These teen-lead contemporary dramas are not the standard “teen-issues” plays that appear in theatre classrooms, and are in no way reminiscent of classic characters (e.g. Emily Webb) found in audition rooms and monologue books. Instead, this collection of contemporary dramas offers meaty, darker material for actresses 14-26, as well as college-aged actresses.

  1. Pretty Theft – In Pretty Theft, Adam Szymkowicz applies adventurous storytelling to craft the world of two strong young women on the brink of adulthood. Featuring some dark moments and challenging scenes, this play offers rich roles for student actors.
  2. Mirror Mirror – Sarah Treem (HBO’s IN TREATMENT, A FEMININE ENDING) wrote this innovative dark comedy based on Snow White, only the heroine is a Transgendered teen. Originally produced at the Yale School of Drama, this poignant, progressive play raises many issues facing young adults today in a unique and artful way.
  3. Fall – The protagonist of this Susan Blackburn Prize-winner is 14 year-old Lydia, who after being forced to attend a swing dance camp with her parents, falls for the older Mr. Gonzales. A complicated love story in the vein of Paula Vogel’s How I Learned To Drive, this drama by Bridget Carpenter explores first feelings of love.
  4. Milk Like Sugar – This powerful, female-fuelled drama awed L.A. and New York audiences in 2011, winning playwright Kirsten Greenidge an Obie, the Edgerton Foundation New American Play Award, and the San Diego Critics Circle Craig Noel Award for Outstanding New Play. Offering five strong roles for actresses of color, Milk Like Sugar is a powerful tale of one young women’s attempt to rise above her socio and economic conditions.

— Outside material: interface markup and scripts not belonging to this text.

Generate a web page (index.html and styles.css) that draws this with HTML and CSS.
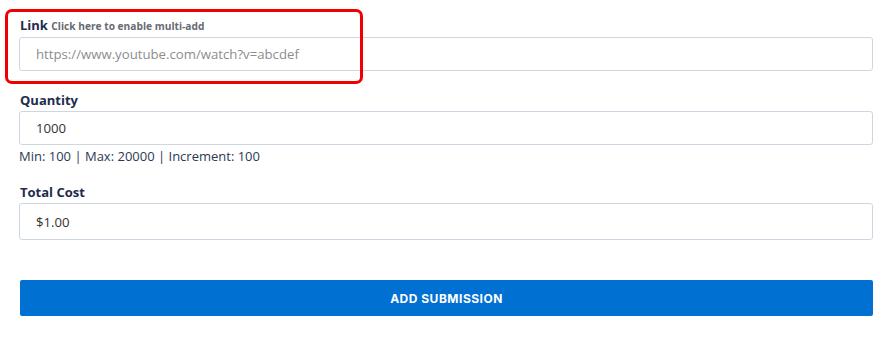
FILE: index.html
```html
<!DOCTYPE html>
<html>
<head>
<meta charset="utf-8">
<link rel="stylesheet" href="styles.css">
</head>
<body>
<form class="form">
  <div class="field field-link">
    <label class="label">Link <span class="label-hint">Click here to enable multi-add</span></label>
    <input class="input" type="text" placeholder="https://www.youtube.com/watch?v=abcdef">
    <div class="highlight"></div>
  </div>
  <div class="field field-qty">
    <label class="label">Quantity</label>
    <input class="input" type="text" value="1000">
    <div class="help">Min: 100 | Max: 20000 | Increment: 100</div>
  </div>
  <div class="field field-total">
    <label class="label">Total Cost</label>
    <input class="input input-tall" type="text" value="$1.00">
  </div>
  <button class="submit" type="button">ADD SUBMISSION</button>
</form>
</body>
</html>
```
FILE: styles.css
```css
* { box-sizing: border-box; }
html, body { margin: 0; padding: 0; background: #fff; }
body { font-family: "Open Sans", "Noto Sans", sans-serif; }
.form {
  width: 873px;
  padding: 15px 0 0 19px;
  display: flex;
  flex-direction: column;
}
.field { position: relative; display: flex; flex-direction: column; }
.label {
  font-size: 13px;
  font-weight: 700;
  color: #1e2c4c;
  line-height: 18px;
  margin-bottom: 2px;
  padding-left: 1px;
}
.label-hint {
  font-size: 10.2px;
  font-weight: 700;
  color: #666b73;
}
.input {
  height: 34px;
  width: 100%;
  border: 1px solid #ccd7e2;
  border-radius: 3px;
  padding: 0 16px;
  font-family: "Open Sans", "Noto Sans", sans-serif;
  font-size: 13.2px;
  color: #333;
  background: #fff;
  outline: none;
}
.input::placeholder { color: #8d8d8d; }
.input-tall { height: 37px; }
.highlight {
  position: absolute;
  left: -14px;
  top: -7px;
  width: 358px;
  height: 75px;
  border: 3px solid #f00000;
  border-radius: 7px;
  pointer-events: none;
}
.field-link { margin-top: 1px; }
.field-qty { margin-top: 20px; }
.help {
  margin-top: 3px;
  font-size: 13px;
  line-height: 16px;
  color: #2b3a55;
}
.field-total { margin-top: 19px; }
.submit {
  margin-top: 40px;
  margin-left: 1px;
  width: 853px;
  height: 36px;
  border: none;
  border-radius: 2px;
  background: #0070d2;
  color: #fff;
  font-family: "Inter", "Open Sans", sans-serif;
  font-weight: 700;
  font-size: 12px;
  letter-spacing: 0.5px;
  cursor: pointer;
}
```
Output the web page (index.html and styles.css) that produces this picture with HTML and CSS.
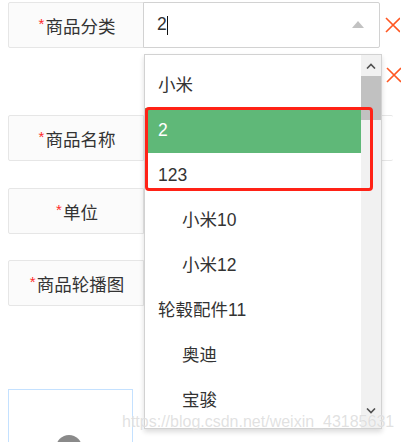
FILE: index.html
```html
<!DOCTYPE html>
<html lang="zh">
<head>
<meta charset="utf-8">
<link rel="stylesheet" href="styles.css">
</head>
<body>
<div class="form">
  <div class="row row-first">
    <div class="label"><span class="req">*</span>商品分类</div>
    <div class="input select">
      <span class="val">2</span><span class="caret"></span>
      <span class="tri"></span>
    </div>
    <svg class="del" width="15" height="16" viewBox="0 0 15 16"><path d="M1 1L15 15M15 1L1 15" stroke="#ff5722" stroke-width="1.6" fill="none"/></svg>
  </div>
  <div class="row row-sub">
    <svg class="del del-sub" width="15" height="16" viewBox="0 0 15 16"><path d="M1 1L15 15M15 1L1 15" stroke="#ff5722" stroke-width="1.6" fill="none"/></svg>
  </div>
  <div class="row row-name">
    <div class="label"><span class="req">*</span>商品名称</div>
    <div class="input wide"></div>
  </div>
  <div class="row row-unit">
    <div class="label"><span class="req">*</span>单位</div>
    <div class="input short"></div>
  </div>
  <div class="row row-pics">
    <div class="label"><span class="req">*</span>商品轮播图</div>
    <div class="input short"></div>
  </div>
  <div class="upload"><span class="avatar"></span></div>
</div>

<div class="dropdown">
  <ul class="options">
    <li class="opt">小米</li>
    <li class="opt this">2</li>
    <li class="opt">123</li>
    <li class="opt child">小米10</li>
    <li class="opt child">小米12</li>
    <li class="opt">轮毂配件11</li>
    <li class="opt child">奥迪</li>
    <li class="opt child">宝骏</li>
  </ul>
  <div class="scrollbar">
    <div class="sb-btn"><svg width="10" height="6" viewBox="0 0 10 6"><path d="M1 5.5L5 1.5L9 5.5" stroke="#505050" stroke-width="1.6" fill="none"/></svg></div>
    <div class="sb-thumb"></div>
    <div class="sb-track"></div>
    <div class="sb-btn sb-down"><svg width="10" height="6" viewBox="0 0 10 6"><path d="M1 0.5L5 4.5L9 0.5" stroke="#505050" stroke-width="1.6" fill="none"/></svg></div>
  </div>
</div>

<div class="annot"></div>
<div class="watermark">https://blog.csdn.net/weixin_43185631</div>
</body>
</html>
```

FILE: styles.css
```css
html, body {
  margin: 0;
  padding: 0;
  background: #fff;
  overflow: hidden;
}
body {
  width: 401px;
  height: 443px;
  position: relative;
  font-family: "Liberation Sans", "Noto Sans CJK SC", sans-serif;
  font-size: 17.5px;
  color: #333;
}
.form {
  padding: 2px 0 0 8px;
  display: flex;
  flex-direction: column;
}
.row {
  display: flex;
  align-items: center;
}
.label {
  box-sizing: border-box;
  width: 136px;
  height: 46px;
  flex: none;
  border: 1px solid #e6e6e6;
  border-radius: 2px 0 0 2px;
  background: #fbfbfb;
  display: flex;
  align-items: center;
  justify-content: center;
  padding-left: 2px;
}
.req {
  color: #ff2a2a;
  font-size: 15px;
  margin-right: 1px;
  position: relative;
  top: -2px;
}
.input {
  box-sizing: border-box;
  height: 46px;
  flex: none;
  border: 1px solid #e6e6e6;
  border-left: none;
  border-radius: 0 2px 2px 0;
  background: #fff;
}
.select {
  width: 237px;
  border-color: #d2d2d2;
  border-left: 1px solid #d2d2d2;
  margin-left: -1px;
  display: flex;
  align-items: center;
  padding-left: 13px;
  position: relative;
}
.val { line-height: 1; }
.caret {
  width: 1px;
  height: 19px;
  background: #111;
}
.tri {
  position: absolute;
  right: 15px;
  top: 18px;
  width: 0;
  height: 0;
  border-left: 6px solid transparent;
  border-right: 6px solid transparent;
  border-bottom: 7px solid #c2c2c2;
}
.del {
  flex: none;
  margin-left: 5px;
}
.row-first { height: 46px; }
.row-sub {
  height: 67px;
  align-items: flex-start;
  padding-top: 19px;
  box-sizing: border-box;
}
.del-sub { margin-left: 378px; }
.row-unit { margin-top: 27px; }
.row-pics { margin-top: 26px; }
.wide { width: 249px; border-right: none; }
.short { width: 150px; }
.upload {
  margin-top: 83px;
  box-sizing: border-box;
  width: 125px;
  height: 53px;
  border: 1px solid #c4e1ff;
  border-bottom: none;
  position: relative;
  overflow: hidden;
}
.avatar {
  position: absolute;
  left: 47px;
  top: 45px;
  width: 26px;
  height: 26px;
  border-radius: 50%;
  background: #8a8a8a;
}
.dropdown {
  position: absolute;
  left: 144px;
  top: 54px;
  width: 238px;
  height: 375px;
  box-sizing: border-box;
  border: 1px solid #d2d2d2;
  background: #fff;
  box-shadow: 0 3px 5px rgba(0,0,0,0.14);
  display: flex;
  overflow: hidden;
}
.options {
  list-style: none;
  margin: 0;
  padding: 7.5px 0 0 0;
  flex: 1;
}
.opt {
  height: 45px;
  line-height: 45px;
  padding-left: 13px;
  white-space: nowrap;
}
.opt.child { padding-left: 37px; }
.opt.this {
  background: #5fb878;
  color: #fff;
}
.scrollbar {
  width: 20px;
  flex: none;
  background: #f1f1f1;
  display: flex;
  flex-direction: column;
}
.sb-btn {
  height: 21px;
  display: flex;
  align-items: center;
  justify-content: center;
  flex: none;
}
.sb-thumb {
  height: 44px;
  background: #c1c1c1;
  flex: none;
}
.sb-track { flex: 1; }
.sb-down { height: 22px; align-items: flex-start; padding-top: 2px; box-sizing: border-box; }
.annot {
  position: absolute;
  left: 145px;
  top: 107px;
  width: 228px;
  height: 84px;
  box-sizing: border-box;
  border: 3px solid #ff2216;
  border-radius: 4px;
}
.watermark {
  position: absolute;
  left: 122px;
  top: 413px;
  font-family: "Liberation Sans", sans-serif;
  font-size: 16px;
  color: rgba(200,200,200,0.55);
  text-shadow: 0 0 1px rgba(255,255,255,0.9);
  white-space: nowrap;
}
```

  5. Hazelwood Jr. High – Originally produced by The New Group in 1998, this true-crime drama helped launched the career of actress and 90’s “it-girl” Chloe Sevigny (KIDS, HBO’s BIG LOVE). This haunting play tells the story of the murder of 12 year-old Shonda, by a group of older teens. Dark and powerful, Hazelwood is a perfect selection for young producers looking for meatier coming-of-age story.

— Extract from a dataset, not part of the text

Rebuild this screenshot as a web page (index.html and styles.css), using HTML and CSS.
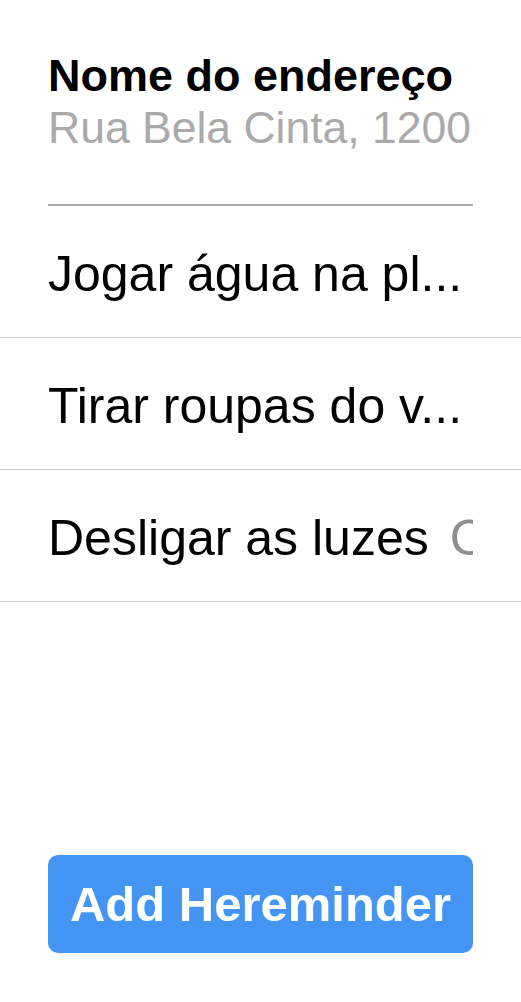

  6. Sick – The two young actors at the heart of this dramatic comedy take audiences through a hilarious journey as they wait for their test results at a local clinic. While there, they are haunted by their previous sexual encounters, and confronted with the realities of their futures. Developed by the class of 2007 of the New School for Drama, Sick is a hilarious ensemble piece with an eye-opening message and is one of the first published plays by the author of Oorah! and Be a Good Little Widow.
  7. Stunning – Sixteen year-old Lily knows nothing beyond the Syrian-Jewish community in Brooklyn where she lives a cloistered life with her much older husband. Soon an unlikely relationship with her enigmatic African-American maid opens Lily’s world to new possibilities – but at a huge price. David Adjmi’s daring new work shifts from caustic satire to violent drama as it exposes the ways we invent and defend our identities in the melting-pot of America.

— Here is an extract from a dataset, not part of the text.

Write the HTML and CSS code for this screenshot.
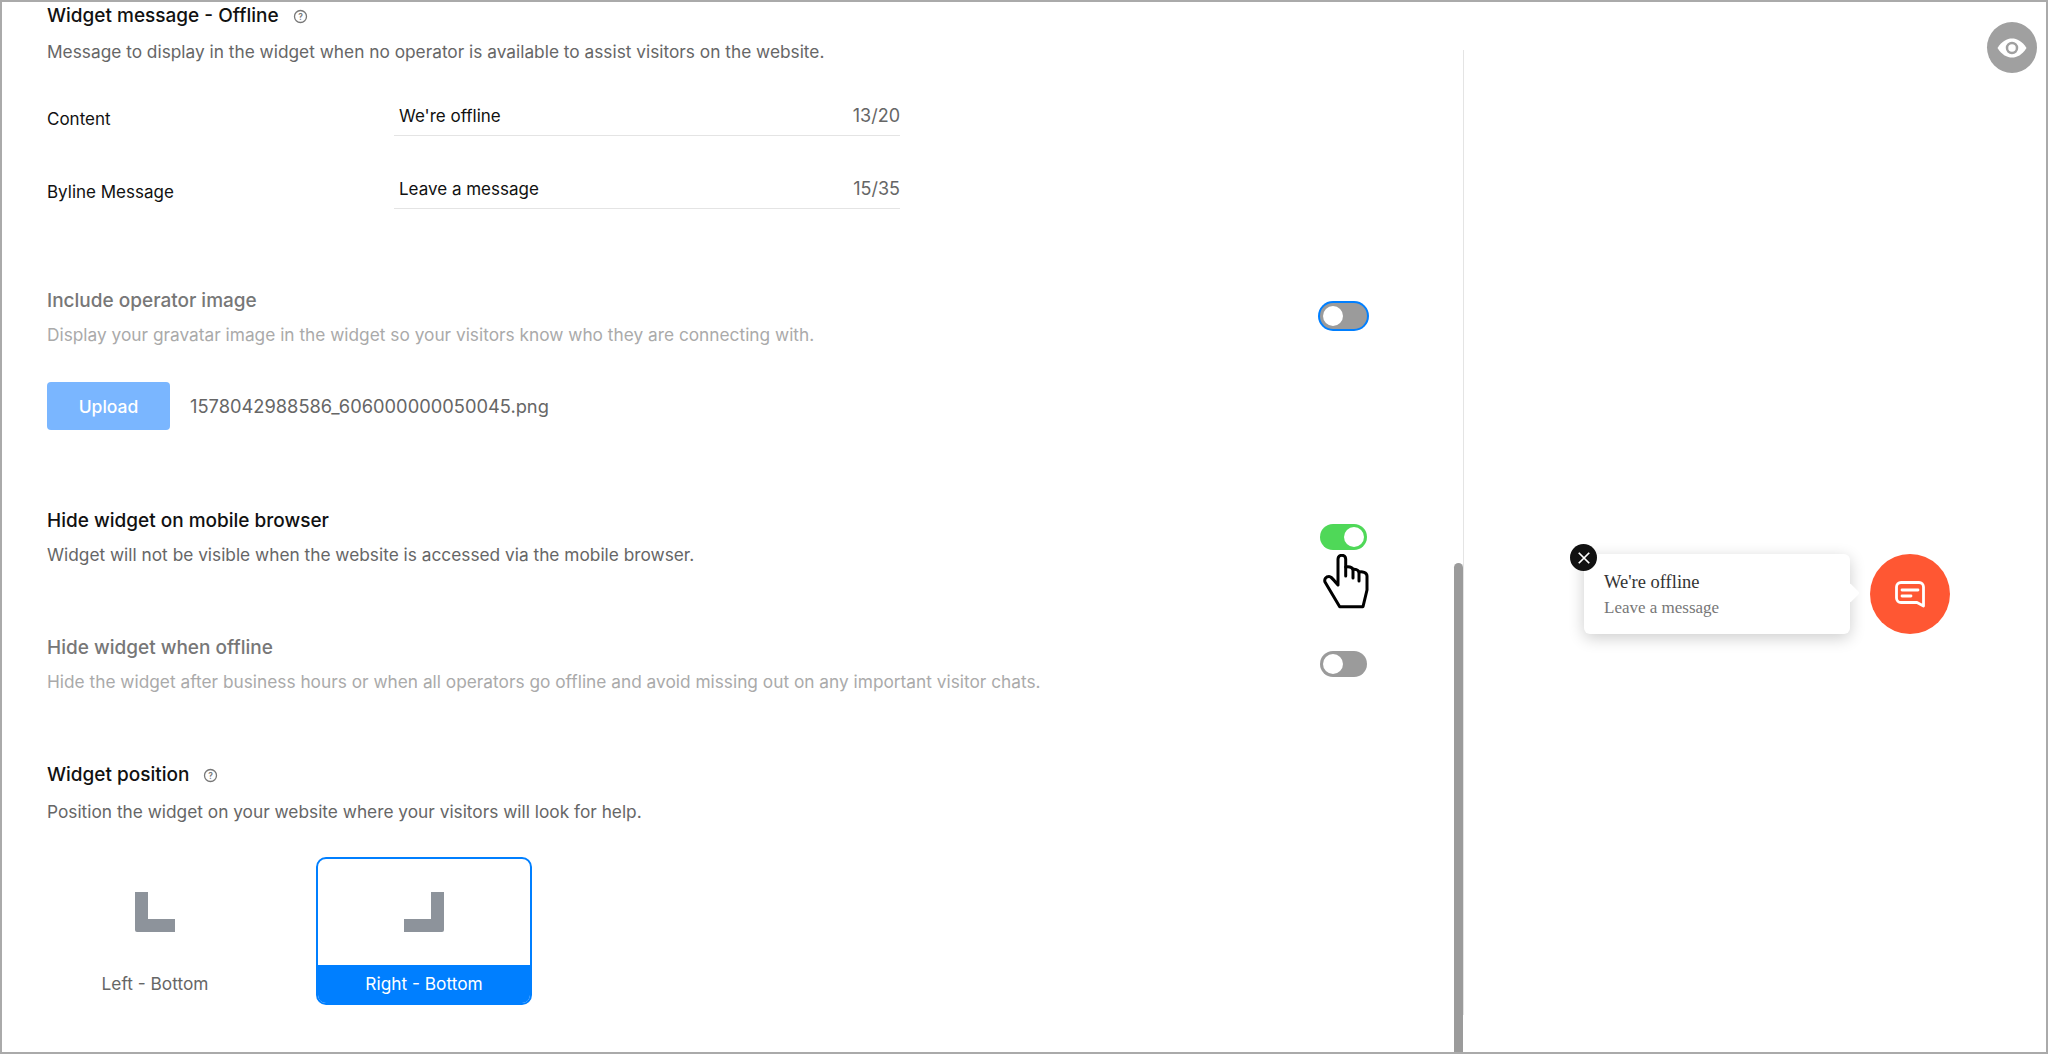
FILE: index.html
```html
<!DOCTYPE html>
<html lang="en">
<head>
    <meta charset="UTF-8">
    <title>Widget settings</title>
    <link rel="stylesheet" href="styles.css">
</head>
<body>
    <div class="frame">
        <div class="settings">
            <!-- offline message -->
            <div class="section-title">
                Widget message - Offline
                <svg class="help" viewBox="0 0 14 14"><circle cx="7" cy="7" r="5.6"/><text x="7" y="10">?</text></svg>
            </div>
            <p class="section-desc">Message to display in the widget when no operator is available to assist visitors on the website.</p>

            <div class="field field-first">
                <div class="field-label">Content</div>
                <div class="field-input"><span>We're offline</span><span class="counter">13/20</span></div>
            </div>
            <div class="field">
                <div class="field-label">Byline Message</div>
                <div class="field-input"><span>Leave a message</span><span class="counter">15/35</span></div>
            </div>

            <!-- operator image -->
            <div class="option option-image">
                <div>
                    <div class="option-title muted">Include operator image</div>
                    <p class="option-desc muted">Display your gravatar image in the widget so your visitors know who they are connecting with.</p>
                </div>
                <div class="toggle toggle-focus"><span class="knob"></span></div>
            </div>
            <div class="upload-row">
                <button class="btn-upload">Upload</button>
                <span class="file-name">1578042988586_606000000050045.png</span>
            </div>

            <div class="option option-mobile">
                <div>
                    <div class="option-title">Hide widget on mobile browser</div>
                    <p class="option-desc">Widget will not be visible when the website is accessed via the mobile browser.</p>
                </div>
                <div class="toggle toggle-on">
                    <span class="knob"></span>
                    <svg class="cursor" viewBox="0 0 46 55">
                        <path d="M16.7 52.7 L2 28 C1 25 3 22.5 6 22.5 C8 22.5 9 24 15 31 L15 5 C15 0 22.7 0 22.7 5 L22.7 13 C26 12.5 29 13 30 15.5 C32 15 35 15.5 36 18 C39 17.5 44 18 44 22 L44 36 L40 52.7 Z"/>
                        <path d="M22.7 13 L22.7 22 M30 15.5 L30 24 M36 18 L36 27"/>
                    </svg>
                </div>
            </div>

            <div class="option option-offline">
                <div>
                    <div class="option-title muted">Hide widget when offline</div>
                    <p class="option-desc muted">Hide the widget after business hours or when all operators go offline and avoid missing out on any important visitor chats.</p>
                </div>
                <div class="toggle"><span class="knob"></span></div>
            </div>

            <!-- position -->
            <div class="section-title section-position">
                Widget position
                <svg class="help" viewBox="0 0 14 14"><circle cx="7" cy="7" r="5.6"/><text x="7" y="10">?</text></svg>
            </div>
            <p class="section-desc">Position the widget on your website where your visitors will look for help.</p>

            <div class="positions">
                <div class="position-card">
                    <div class="position-icon">
                        <svg viewBox="0 0 40 40" width="40" height="40"><path d="M0 0 H13 V27 H40 V40 H2 Q0 40 0 38 Z"/></svg>
                    </div>
                    <div class="position-name">Left - Bottom</div>
                </div>
                <div class="position-card selected">
                    <div class="position-icon">
                        <svg viewBox="0 0 40 40" width="40" height="40"><path d="M40 0 H27 V27 H0 V40 H38 Q40 40 40 38 Z"/></svg>
                    </div>
                    <div class="position-name">Right - Bottom</div>
                </div>
            </div>
            <div class="scroll-thumb"></div>
        </div>

        <div class="preview">
            <div class="eye-btn">
                <svg viewBox="0 0 30 20" width="30" height="20">
                    <path class="eye-white" d="M0.5 10 C5 3 10 0.5 15 0.5 C20 0.5 25 3 29.5 10 C25 17 20 19.5 15 19.5 C10 19.5 5 17 0.5 10 Z"/>
                    <circle class="eye-ring" cx="15" cy="10" r="5"/>
                </svg>
            </div>
            <div class="widget">
                <div class="bubble">
                    <span class="bubble-close">
                        <svg viewBox="0 0 12 12" width="14" height="14"><path d="M1.5 1.5 L10.5 10.5 M10.5 1.5 L1.5 10.5"/></svg>
                    </span>
                    <div class="bubble-title">We're offline</div>
                    <div class="bubble-sub">Leave a message</div>
                    <span class="bubble-arrow"></span>
                </div>
                <div class="chat-btn">
                    <svg viewBox="0 0 30 27" width="30" height="27">
                        <path class="chat-outline" d="M6 1.5 H24 C26.5 1.5 28.5 3.5 28.5 6 V25 L22 21.5 H6 C3.5 21.5 1.5 19.5 1.5 17 V6 C1.5 3.5 3.5 1.5 6 1.5 Z"/>
                        <path class="chat-line" d="M7 9 H23 M7 15 H16"/>
                    </svg>
                </div>
            </div>
        </div>
    </div>
</body>
</html>
```

FILE: styles.css
```css
* {
    margin: 0;
    padding: 0;
    box-sizing: border-box;
}

body {
    font-family: Inter, "Noto Sans", sans-serif;
    font-size: 17.3px;
    line-height: 24px;
    color: #111;
    background: #fff;
}

.frame {
    display: flex;
    width: 2048px;
    height: 1054px;
    border: 2px solid #aaa;
    overflow: hidden;
}

.settings {
    position: relative;
    width: 1461px;
    flex: none;
    padding: 2px 96px 0 45px;
}

.section-title,
.option-title {
    font-size: 19px;
    font-weight: 500;
    color: #111;
}

.section-title {
    display: flex;
    align-items: center;
    gap: 14px;
}

.section-desc {
    margin-top: 12px;
    color: #666;
}

.help {
    width: 15px;
    height: 15px;
}

.help circle {
    fill: none;
    stroke: #777;
    stroke-width: 1.2;
}

.help text {
    font-size: 8px;
    font-weight: 600;
    text-anchor: middle;
    fill: #777;
}

/* fields */
.field {
    display: flex;
    margin-top: 33px;
    font-size: 17px;
}

.field-first {
    margin-top: 32px;
}

.field-label {
    width: 347px;
    padding-top: 11px;
}

.field-input {
    width: 506px;
    height: 40px;
    padding: 8px 0 0 5px;
    display: flex;
    justify-content: space-between;
    border-bottom: 1px solid #e4e4e4;
}

.counter {
    font-size: 18px;
    color: #666;
}

/* toggle rows */
.option {
    display: flex;
    justify-content: space-between;
}

.option-image {
    margin-top: 80px;
}

.option-mobile {
    margin-top: 79px;
}

.option-offline {
    margin-top: 69px;
}

.option-desc {
    margin-top: 10px;
    color: #666;
}

.option-title.muted {
    color: #777;
}

.option-desc.muted {
    color: #aaa;
}

.toggle {
    position: relative;
    flex: none;
    width: 47px;
    height: 26px;
    margin-top: 15px;
    padding: 3px;
    border-radius: 13px;
    background: #9b9b9b;
}

.toggle-focus {
    margin-top: 14px;
    box-shadow: 0 0 0 2px #007fff;
}

.toggle-on {
    background: #4fd858;
}

.toggle-on .knob {
    margin-left: 21px;
}

.knob {
    display: block;
    width: 20px;
    height: 20px;
    border-radius: 50%;
    background: #fff;
}

.cursor {
    position: absolute;
    left: 3px;
    top: 30px;
    width: 46px;
    height: 55px;
}

.cursor path {
    fill: #fff;
    stroke: #000;
    stroke-width: 3;
    stroke-linejoin: round;
    stroke-linecap: round;
}

/* upload */
.upload-row {
    display: flex;
    align-items: center;
    gap: 20px;
    margin-top: 35px;
}

.btn-upload {
    width: 123px;
    height: 48px;
    border: none;
    border-radius: 4px;
    background: #7ab6ff;
    color: #fff;
    font: 500 17.5px Inter, sans-serif;
}

.file-name {
    font-size: 18.3px;
    color: #666;
}

/* position cards */
.section-position {
    margin-top: 69px;
}

.section-position + .section-desc {
    margin-top: 13px;
}

.positions {
    display: flex;
    gap: 53px;
    margin-top: 33px;
}

.position-card {
    width: 216px;
    height: 148px;
    display: flex;
    flex-direction: column;
    border: 2px solid transparent;
    border-radius: 10px;
    overflow: hidden;
}

.position-icon {
    flex: 1;
    display: flex;
    justify-content: center;
    padding-top: 33px;
}

.position-icon svg {
    fill: #8d939b;
}

.position-name {
    height: 38px;
    line-height: 38px;
    text-align: center;
    color: #666;
}

.selected {
    border-color: #007fff;
}

.selected .position-name {
    background: #007fff;
    color: #fff;
}

.scroll-thumb {
    position: absolute;
    right: 0;
    top: 561px;
    bottom: 0;
    width: 9px;
    border-radius: 5px 5px 0 0;
    background: #9b9b9b;
}

/* preview side */
.preview {
    position: relative;
    flex: 1;
    margin: 48px 0 37px;
    border-left: 1px solid #e4e4e4;
    display: flex;
    justify-content: flex-end;
    padding: 504px 96px 0 0;
}

.eye-btn {
    position: absolute;
    top: -28px;
    right: 9px;
    width: 50px;
    height: 51px;
    border-radius: 50%;
    background: #a0a0a0;
    display: flex;
    align-items: center;
    justify-content: center;
}

.eye-white {
    fill: #fff;
}

.eye-ring {
    fill: none;
    stroke: #a0a0a0;
    stroke-width: 2.5;
}

.widget {
    display: flex;
    gap: 20px;
    height: 80px;
}

.bubble {
    position: relative;
    width: 266px;
    height: 80px;
    padding: 15px 20px;
    border-radius: 6px;
    background: #fff;
    box-shadow: 0 4px 16px rgba(0, 0, 0, 0.2);
    font-family: "Liberation Serif", serif;
}

.bubble-title {
    font-size: 18.5px;
    line-height: 26px;
    color: #333;
}

.bubble-sub {
    font-size: 17px;
    line-height: 25px;
    color: #777;
}

.bubble-close {
    position: absolute;
    left: -14px;
    top: -10px;
    width: 27px;
    height: 27px;
    border-radius: 50%;
    background: #111;
    display: flex;
    align-items: center;
    justify-content: center;
}

.bubble-close path {
    stroke: #fff;
    stroke-width: 1.5;
    fill: none;
}

.bubble-arrow {
    position: absolute;
    right: -7px;
    top: 32px;
    width: 14px;
    height: 14px;
    background: #fff;
    transform: rotate(45deg);
    border-radius: 2px;
}

.chat-btn {
    width: 80px;
    height: 80px;
    border-radius: 50%;
    background: #ff5733;
    display: flex;
    align-items: center;
    justify-content: center;
}

.chat-outline,
.chat-line {
    fill: none;
    stroke: #fff;
    stroke-width: 2.8;
    stroke-linejoin: round;
    stroke-linecap: round;
}
```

  8. Crooked – Fourteen year old Laney arrives in Oxford, Mississippi with a twisted back, a mother in crisis and a burning desire to be writer. When she befriends Maribel Purdy, a fervent believer in the power of Jesus Christ to save her from the humiliations of high school, Laney embarks on a hilarious spiritual and sexual journey that challenges her mother’s secular worldview and threatens to tear their fragile relationship apart.
  9. Millicent Scowlworthy – A girl found murdered in the cellar on Christmas morning. A massacre at the high school. The grownups of the community want to forget, but the children have begun to meet in the middle of the night to remember. Nine teenagers gather at an overgrown memorial and reenact the story. Millicent Scowlworthy was supported by a residency and public staged readings at the 2002 O’Neill Playwrights Conference of the Eugene O’Neill Theatre Center, Waterford, CT.
  10. We Are Not These Hands – Ever since their school blew up, Moth and Belly have taken to stalking an illegal internet café in the hopes of one day being allowed in. They take particular interest in Leather, a skittish older man doing research in the café. Leather is a self-proclaimed “freelance scholar” from a foreign land with a sketchy past and a sticky secret. Leather begins to fall head over heals in love with Moth… but what about Belly? This play explores the effects of rampant capitalism on a country that is ill-prepared for it.

Honorable Mentions: A Rey Pamatmat’s Edith Can Shoot Things and Hit Them, David Rabe’s An Early History of Fire, and Megan Mostyn-Brown’s girl and The Secret Lives of Losers.